## START Records shown
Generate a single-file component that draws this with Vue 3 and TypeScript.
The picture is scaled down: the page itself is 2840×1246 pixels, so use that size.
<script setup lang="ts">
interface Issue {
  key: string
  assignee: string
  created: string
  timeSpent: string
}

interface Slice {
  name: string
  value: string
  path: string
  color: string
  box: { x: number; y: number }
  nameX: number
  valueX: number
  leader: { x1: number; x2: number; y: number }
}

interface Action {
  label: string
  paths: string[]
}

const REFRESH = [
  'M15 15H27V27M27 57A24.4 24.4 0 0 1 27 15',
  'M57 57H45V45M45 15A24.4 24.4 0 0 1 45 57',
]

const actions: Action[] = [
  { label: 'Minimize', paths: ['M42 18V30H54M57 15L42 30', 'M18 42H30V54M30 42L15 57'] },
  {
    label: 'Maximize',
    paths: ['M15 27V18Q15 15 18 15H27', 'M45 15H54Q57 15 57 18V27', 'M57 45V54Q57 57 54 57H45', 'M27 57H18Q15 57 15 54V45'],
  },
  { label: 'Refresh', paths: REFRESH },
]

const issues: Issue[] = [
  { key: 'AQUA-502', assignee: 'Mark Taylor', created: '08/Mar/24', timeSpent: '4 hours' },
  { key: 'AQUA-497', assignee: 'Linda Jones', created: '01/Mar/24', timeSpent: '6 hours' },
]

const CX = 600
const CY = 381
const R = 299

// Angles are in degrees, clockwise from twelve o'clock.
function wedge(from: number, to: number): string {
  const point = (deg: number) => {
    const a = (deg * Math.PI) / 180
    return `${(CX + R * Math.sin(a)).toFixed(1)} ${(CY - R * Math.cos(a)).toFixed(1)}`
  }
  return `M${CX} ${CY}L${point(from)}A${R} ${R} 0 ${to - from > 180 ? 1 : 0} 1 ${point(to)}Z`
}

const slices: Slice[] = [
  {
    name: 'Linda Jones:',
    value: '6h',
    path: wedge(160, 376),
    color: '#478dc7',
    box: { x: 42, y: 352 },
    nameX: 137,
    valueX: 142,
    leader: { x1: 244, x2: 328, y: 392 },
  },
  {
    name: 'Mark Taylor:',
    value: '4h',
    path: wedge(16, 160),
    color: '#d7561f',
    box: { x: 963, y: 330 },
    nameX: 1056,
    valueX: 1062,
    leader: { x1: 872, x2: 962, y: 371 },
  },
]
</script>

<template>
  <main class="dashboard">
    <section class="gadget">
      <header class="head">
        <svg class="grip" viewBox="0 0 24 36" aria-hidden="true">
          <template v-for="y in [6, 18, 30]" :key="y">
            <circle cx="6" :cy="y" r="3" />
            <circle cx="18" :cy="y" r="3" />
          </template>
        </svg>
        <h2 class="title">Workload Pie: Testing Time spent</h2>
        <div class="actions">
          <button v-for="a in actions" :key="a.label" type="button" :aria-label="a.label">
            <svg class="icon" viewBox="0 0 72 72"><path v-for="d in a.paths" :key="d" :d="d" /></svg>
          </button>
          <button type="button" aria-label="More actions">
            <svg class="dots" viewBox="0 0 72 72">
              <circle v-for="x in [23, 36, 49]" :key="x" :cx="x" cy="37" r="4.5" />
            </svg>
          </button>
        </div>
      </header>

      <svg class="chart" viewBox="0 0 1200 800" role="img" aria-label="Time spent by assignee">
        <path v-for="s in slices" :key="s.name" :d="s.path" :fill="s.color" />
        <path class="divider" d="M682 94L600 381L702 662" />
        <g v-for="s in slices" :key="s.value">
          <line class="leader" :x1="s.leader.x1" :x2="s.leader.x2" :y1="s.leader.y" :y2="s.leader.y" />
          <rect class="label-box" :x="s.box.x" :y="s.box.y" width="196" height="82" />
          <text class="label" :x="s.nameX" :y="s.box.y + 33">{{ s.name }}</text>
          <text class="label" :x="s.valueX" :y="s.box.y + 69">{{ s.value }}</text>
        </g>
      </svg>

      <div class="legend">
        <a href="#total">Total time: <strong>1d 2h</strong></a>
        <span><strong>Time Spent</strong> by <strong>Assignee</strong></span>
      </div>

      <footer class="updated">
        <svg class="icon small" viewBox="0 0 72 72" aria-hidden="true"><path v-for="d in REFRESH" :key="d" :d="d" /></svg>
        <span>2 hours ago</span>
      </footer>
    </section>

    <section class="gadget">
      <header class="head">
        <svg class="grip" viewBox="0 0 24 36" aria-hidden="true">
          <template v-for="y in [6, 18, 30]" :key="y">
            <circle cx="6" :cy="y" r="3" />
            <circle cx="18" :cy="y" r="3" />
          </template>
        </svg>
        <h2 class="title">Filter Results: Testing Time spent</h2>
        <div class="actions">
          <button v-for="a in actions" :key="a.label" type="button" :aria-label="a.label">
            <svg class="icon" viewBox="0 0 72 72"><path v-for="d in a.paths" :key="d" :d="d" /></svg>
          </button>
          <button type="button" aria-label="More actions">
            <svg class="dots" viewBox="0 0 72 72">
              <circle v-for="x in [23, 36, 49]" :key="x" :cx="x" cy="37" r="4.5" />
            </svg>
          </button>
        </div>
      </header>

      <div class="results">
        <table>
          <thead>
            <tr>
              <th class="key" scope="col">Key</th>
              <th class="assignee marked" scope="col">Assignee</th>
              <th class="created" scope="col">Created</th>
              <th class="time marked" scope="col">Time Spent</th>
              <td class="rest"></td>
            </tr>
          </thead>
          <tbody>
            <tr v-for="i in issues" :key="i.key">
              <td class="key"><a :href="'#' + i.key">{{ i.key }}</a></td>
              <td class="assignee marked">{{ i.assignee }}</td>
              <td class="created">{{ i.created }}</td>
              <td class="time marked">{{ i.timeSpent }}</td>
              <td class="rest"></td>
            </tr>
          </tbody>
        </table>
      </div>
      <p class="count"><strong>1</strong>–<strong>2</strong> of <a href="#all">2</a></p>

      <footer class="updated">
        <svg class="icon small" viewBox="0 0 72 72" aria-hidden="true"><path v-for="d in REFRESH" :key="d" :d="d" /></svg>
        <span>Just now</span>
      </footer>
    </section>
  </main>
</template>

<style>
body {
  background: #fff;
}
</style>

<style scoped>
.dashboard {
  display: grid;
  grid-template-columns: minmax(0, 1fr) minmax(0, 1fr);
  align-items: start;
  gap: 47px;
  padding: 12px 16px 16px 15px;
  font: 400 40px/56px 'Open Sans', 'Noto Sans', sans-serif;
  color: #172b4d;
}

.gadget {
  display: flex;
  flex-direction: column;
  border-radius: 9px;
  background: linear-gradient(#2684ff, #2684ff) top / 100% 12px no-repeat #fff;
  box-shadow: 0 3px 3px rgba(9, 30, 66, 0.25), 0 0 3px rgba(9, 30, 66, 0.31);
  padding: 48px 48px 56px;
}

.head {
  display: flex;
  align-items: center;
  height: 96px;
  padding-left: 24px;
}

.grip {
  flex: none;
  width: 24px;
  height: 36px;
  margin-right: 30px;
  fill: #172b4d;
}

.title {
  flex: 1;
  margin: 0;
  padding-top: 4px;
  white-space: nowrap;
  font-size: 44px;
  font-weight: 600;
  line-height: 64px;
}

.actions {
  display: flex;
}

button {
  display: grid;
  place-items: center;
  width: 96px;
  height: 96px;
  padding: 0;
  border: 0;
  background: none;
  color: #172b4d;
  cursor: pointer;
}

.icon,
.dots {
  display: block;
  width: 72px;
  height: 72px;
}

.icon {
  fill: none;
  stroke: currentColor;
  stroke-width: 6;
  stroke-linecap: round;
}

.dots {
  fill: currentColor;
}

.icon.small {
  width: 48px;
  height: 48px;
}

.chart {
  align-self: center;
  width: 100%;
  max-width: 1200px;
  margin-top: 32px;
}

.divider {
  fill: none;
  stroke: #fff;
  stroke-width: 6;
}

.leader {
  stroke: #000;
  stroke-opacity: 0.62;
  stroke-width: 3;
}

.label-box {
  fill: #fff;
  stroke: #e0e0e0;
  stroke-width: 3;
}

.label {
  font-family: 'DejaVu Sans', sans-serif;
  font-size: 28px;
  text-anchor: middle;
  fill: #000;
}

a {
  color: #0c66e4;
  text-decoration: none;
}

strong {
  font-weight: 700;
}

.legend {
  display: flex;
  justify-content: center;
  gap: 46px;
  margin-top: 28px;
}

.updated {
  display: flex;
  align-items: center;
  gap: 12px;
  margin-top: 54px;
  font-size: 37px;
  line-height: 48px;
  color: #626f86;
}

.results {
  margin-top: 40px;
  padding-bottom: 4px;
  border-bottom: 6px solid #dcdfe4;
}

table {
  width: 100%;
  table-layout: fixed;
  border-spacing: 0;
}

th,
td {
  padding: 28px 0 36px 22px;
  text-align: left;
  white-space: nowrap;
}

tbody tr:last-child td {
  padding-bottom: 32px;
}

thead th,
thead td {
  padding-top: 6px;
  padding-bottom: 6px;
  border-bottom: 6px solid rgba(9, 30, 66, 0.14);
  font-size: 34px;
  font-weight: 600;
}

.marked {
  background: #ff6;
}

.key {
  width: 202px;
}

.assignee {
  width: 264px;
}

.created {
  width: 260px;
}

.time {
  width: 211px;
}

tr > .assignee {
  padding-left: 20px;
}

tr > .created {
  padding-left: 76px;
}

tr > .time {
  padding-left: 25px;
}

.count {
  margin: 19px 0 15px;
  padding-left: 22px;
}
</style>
## END Records shown
## START Records shown
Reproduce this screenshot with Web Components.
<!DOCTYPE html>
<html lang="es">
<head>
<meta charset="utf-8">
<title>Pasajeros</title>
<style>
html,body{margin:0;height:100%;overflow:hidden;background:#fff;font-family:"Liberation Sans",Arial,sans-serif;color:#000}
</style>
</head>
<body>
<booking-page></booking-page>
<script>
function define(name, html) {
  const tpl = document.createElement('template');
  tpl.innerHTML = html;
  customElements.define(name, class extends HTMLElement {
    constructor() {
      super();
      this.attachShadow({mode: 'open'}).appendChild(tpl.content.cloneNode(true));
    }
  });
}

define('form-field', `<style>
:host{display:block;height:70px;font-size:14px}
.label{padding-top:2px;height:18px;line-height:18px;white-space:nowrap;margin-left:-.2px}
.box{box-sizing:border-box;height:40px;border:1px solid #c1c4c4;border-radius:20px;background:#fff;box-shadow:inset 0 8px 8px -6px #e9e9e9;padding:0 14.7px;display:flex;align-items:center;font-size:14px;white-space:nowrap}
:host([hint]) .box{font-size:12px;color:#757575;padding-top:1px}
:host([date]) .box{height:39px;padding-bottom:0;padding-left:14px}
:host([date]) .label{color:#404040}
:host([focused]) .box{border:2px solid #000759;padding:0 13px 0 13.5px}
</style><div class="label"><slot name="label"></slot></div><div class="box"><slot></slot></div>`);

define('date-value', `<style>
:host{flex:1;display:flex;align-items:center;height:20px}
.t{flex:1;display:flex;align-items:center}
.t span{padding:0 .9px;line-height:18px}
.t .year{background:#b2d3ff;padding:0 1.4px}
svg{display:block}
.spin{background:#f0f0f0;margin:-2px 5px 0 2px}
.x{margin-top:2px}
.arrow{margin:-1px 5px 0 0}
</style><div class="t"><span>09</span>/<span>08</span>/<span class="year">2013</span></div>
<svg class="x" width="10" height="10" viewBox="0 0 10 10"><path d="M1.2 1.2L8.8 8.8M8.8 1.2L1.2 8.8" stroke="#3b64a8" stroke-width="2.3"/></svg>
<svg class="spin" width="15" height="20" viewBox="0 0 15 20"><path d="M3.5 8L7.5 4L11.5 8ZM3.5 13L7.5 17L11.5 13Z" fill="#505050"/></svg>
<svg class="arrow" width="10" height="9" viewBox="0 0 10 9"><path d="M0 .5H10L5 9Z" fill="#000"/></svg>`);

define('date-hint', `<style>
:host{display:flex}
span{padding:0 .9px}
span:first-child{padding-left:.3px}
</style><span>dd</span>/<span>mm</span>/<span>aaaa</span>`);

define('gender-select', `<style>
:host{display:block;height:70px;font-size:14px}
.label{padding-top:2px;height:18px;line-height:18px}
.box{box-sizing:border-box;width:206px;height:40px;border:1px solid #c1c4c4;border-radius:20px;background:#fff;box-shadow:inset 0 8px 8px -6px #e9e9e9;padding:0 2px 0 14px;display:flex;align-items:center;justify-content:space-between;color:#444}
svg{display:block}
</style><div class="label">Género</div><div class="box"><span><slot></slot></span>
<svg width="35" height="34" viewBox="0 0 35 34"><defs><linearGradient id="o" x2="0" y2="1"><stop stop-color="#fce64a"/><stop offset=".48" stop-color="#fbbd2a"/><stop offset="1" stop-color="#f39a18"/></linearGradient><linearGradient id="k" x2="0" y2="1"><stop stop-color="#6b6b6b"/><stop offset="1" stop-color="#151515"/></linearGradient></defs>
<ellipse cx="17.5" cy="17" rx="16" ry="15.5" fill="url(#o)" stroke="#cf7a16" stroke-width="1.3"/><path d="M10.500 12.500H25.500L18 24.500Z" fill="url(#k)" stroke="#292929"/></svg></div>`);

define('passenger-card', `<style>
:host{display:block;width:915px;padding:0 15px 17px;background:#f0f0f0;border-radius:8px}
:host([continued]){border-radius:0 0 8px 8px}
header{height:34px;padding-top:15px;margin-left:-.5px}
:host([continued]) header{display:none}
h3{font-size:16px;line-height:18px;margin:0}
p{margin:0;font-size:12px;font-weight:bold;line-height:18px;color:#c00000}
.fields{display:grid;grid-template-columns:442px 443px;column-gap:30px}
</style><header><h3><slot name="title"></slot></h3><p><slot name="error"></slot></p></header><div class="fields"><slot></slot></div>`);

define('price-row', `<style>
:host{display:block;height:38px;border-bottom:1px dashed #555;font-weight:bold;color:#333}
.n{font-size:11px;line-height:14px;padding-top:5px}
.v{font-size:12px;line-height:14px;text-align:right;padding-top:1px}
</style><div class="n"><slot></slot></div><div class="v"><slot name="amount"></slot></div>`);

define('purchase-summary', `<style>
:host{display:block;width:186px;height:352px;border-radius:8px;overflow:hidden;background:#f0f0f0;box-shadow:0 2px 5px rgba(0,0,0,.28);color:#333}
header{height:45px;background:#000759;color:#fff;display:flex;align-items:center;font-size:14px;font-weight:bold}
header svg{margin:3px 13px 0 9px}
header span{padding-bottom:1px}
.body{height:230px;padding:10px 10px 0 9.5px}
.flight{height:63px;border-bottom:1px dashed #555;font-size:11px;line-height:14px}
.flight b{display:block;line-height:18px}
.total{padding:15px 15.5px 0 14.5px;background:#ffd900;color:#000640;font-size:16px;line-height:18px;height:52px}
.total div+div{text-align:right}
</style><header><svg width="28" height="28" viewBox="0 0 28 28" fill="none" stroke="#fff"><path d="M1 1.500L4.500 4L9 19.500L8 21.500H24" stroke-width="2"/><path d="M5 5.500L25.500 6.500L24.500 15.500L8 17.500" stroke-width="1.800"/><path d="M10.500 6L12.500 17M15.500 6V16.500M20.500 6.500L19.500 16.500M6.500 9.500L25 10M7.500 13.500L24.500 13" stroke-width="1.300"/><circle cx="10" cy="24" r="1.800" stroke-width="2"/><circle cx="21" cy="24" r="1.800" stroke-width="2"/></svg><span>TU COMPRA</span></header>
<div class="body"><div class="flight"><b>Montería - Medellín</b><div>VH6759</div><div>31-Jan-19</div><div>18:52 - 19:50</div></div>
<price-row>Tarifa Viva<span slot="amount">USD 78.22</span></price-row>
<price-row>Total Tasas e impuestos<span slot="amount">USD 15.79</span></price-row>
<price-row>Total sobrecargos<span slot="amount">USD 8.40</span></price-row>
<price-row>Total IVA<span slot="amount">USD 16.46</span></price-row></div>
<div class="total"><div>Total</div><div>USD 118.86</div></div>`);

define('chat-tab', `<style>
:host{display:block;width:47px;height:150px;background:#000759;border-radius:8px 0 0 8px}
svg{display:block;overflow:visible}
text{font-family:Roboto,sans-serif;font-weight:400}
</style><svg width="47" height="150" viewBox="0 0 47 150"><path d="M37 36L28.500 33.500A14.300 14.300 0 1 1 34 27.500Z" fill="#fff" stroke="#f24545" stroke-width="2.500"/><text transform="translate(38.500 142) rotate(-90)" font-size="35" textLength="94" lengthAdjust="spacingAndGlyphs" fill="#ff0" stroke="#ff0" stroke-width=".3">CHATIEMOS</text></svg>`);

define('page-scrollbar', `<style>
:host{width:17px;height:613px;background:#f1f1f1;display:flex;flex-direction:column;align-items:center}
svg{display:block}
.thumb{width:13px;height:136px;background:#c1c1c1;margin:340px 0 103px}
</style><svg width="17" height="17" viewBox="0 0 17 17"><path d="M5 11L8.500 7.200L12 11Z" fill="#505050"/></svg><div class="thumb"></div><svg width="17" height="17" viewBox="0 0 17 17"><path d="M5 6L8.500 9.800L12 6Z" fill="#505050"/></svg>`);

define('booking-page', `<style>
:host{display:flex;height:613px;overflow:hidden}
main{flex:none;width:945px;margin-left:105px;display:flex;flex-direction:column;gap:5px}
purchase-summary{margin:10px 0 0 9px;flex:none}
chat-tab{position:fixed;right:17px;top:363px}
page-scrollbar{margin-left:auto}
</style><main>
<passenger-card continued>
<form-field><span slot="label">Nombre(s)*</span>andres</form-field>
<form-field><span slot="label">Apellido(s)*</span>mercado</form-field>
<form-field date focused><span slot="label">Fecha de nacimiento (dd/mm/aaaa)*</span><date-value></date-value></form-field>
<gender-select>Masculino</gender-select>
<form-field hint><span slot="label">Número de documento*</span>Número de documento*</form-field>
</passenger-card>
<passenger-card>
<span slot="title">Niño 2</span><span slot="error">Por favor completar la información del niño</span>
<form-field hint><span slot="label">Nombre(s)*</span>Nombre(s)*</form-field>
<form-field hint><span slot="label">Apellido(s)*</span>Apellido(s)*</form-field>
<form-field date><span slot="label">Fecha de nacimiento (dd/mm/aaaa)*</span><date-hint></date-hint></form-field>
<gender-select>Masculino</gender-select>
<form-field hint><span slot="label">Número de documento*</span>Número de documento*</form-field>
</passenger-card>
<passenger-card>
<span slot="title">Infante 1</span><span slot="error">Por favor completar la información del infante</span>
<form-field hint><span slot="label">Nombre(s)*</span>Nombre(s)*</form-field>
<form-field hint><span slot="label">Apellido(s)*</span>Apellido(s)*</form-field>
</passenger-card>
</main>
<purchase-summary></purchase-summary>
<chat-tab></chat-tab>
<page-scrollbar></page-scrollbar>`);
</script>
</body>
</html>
## END Records shown
Short problem: In the listing above, find each line with the word "page" and copy it.

Answer for this exercise:
The picture is scaled down: the page itself is 2840×1246 pixels, so use that size.
<booking-page></booking-page>
define('page-scrollbar', `<style>
define('booking-page', `<style>
page-scrollbar{margin-left:auto}
<page-scrollbar></page-scrollbar>`);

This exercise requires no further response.